#### Task directions:
From the entries below, pull out each line where "styles" appears.

#### Data for this exercise:
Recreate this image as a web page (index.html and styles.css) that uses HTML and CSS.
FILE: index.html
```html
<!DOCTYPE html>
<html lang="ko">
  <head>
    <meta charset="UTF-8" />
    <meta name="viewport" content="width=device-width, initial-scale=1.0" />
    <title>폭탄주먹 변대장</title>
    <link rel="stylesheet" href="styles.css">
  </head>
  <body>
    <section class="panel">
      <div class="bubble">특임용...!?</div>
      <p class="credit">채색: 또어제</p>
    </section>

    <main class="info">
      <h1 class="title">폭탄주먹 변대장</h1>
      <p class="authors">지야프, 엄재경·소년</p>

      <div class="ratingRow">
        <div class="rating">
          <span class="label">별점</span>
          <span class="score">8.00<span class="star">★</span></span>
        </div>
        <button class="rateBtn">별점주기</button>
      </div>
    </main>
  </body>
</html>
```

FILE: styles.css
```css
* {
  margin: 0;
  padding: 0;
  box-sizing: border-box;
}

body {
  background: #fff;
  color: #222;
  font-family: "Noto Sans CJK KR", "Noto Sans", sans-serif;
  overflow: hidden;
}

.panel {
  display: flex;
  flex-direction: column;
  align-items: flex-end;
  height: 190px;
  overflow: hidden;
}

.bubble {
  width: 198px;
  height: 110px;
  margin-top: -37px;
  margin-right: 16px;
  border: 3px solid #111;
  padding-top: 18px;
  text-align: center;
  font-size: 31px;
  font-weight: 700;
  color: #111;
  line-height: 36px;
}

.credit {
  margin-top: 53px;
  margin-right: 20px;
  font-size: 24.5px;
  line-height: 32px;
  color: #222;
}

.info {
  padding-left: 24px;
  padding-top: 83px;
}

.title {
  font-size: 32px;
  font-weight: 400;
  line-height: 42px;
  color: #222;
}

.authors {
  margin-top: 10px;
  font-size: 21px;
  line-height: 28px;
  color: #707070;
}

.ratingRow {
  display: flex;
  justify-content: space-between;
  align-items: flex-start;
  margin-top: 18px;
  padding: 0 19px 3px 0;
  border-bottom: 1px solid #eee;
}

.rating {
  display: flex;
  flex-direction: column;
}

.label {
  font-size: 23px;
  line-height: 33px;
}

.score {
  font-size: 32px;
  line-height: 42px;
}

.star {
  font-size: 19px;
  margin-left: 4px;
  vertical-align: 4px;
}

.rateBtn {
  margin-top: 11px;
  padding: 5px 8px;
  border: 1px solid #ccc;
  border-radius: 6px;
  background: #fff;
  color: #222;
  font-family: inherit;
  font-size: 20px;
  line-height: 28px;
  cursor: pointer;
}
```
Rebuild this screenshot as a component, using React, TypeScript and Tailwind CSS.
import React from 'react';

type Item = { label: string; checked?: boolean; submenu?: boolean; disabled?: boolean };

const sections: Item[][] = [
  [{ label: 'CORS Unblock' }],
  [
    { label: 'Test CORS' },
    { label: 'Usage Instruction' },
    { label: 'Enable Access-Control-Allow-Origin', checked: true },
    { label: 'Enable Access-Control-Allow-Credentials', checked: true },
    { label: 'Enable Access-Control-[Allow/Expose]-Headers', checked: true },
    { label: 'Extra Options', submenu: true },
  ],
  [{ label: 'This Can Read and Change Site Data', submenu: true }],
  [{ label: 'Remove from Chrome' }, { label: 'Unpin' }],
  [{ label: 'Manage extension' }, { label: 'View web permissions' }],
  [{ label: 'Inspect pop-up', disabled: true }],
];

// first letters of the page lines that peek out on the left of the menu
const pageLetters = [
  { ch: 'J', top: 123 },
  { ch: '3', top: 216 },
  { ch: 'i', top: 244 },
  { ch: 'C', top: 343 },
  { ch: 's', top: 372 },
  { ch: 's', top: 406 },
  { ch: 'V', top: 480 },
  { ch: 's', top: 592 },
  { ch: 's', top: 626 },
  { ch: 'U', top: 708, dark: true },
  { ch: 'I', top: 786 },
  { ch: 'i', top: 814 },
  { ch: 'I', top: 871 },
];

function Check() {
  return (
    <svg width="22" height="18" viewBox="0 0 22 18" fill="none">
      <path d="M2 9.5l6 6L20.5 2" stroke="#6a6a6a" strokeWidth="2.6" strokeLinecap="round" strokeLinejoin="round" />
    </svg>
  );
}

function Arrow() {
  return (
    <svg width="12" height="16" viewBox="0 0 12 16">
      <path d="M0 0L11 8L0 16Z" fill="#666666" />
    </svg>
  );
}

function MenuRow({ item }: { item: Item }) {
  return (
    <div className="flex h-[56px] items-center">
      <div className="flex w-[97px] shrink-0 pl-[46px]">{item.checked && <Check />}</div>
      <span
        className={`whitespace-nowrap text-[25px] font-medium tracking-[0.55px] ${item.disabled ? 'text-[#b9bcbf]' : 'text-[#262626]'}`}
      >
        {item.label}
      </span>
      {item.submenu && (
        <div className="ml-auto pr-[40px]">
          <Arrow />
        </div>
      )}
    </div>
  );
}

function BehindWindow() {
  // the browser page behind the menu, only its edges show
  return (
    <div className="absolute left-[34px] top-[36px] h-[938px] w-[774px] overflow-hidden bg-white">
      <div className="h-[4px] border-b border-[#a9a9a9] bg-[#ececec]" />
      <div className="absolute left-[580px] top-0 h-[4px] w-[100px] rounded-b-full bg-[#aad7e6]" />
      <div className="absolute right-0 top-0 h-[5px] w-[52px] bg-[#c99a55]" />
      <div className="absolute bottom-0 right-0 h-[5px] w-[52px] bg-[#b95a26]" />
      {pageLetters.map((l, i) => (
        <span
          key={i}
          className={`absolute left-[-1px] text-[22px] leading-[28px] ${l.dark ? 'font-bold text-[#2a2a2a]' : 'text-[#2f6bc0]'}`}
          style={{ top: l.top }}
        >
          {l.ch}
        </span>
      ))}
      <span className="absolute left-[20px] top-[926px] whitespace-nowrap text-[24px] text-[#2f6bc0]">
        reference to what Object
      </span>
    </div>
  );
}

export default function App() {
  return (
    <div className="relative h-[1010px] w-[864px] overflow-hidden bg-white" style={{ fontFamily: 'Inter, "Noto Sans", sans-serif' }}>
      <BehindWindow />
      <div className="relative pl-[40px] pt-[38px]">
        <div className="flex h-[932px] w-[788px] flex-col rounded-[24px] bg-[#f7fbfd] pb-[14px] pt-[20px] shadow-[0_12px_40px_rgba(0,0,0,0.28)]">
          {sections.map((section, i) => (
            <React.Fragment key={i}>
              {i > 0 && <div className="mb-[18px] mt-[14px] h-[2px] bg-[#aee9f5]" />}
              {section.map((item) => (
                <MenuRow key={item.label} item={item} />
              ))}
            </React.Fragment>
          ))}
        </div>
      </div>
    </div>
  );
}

#### Written reply:
Recreate this image as a web page (index.html and styles.css) that uses HTML and CSS.
    <link rel="stylesheet" href="styles.css">
FILE: styles.css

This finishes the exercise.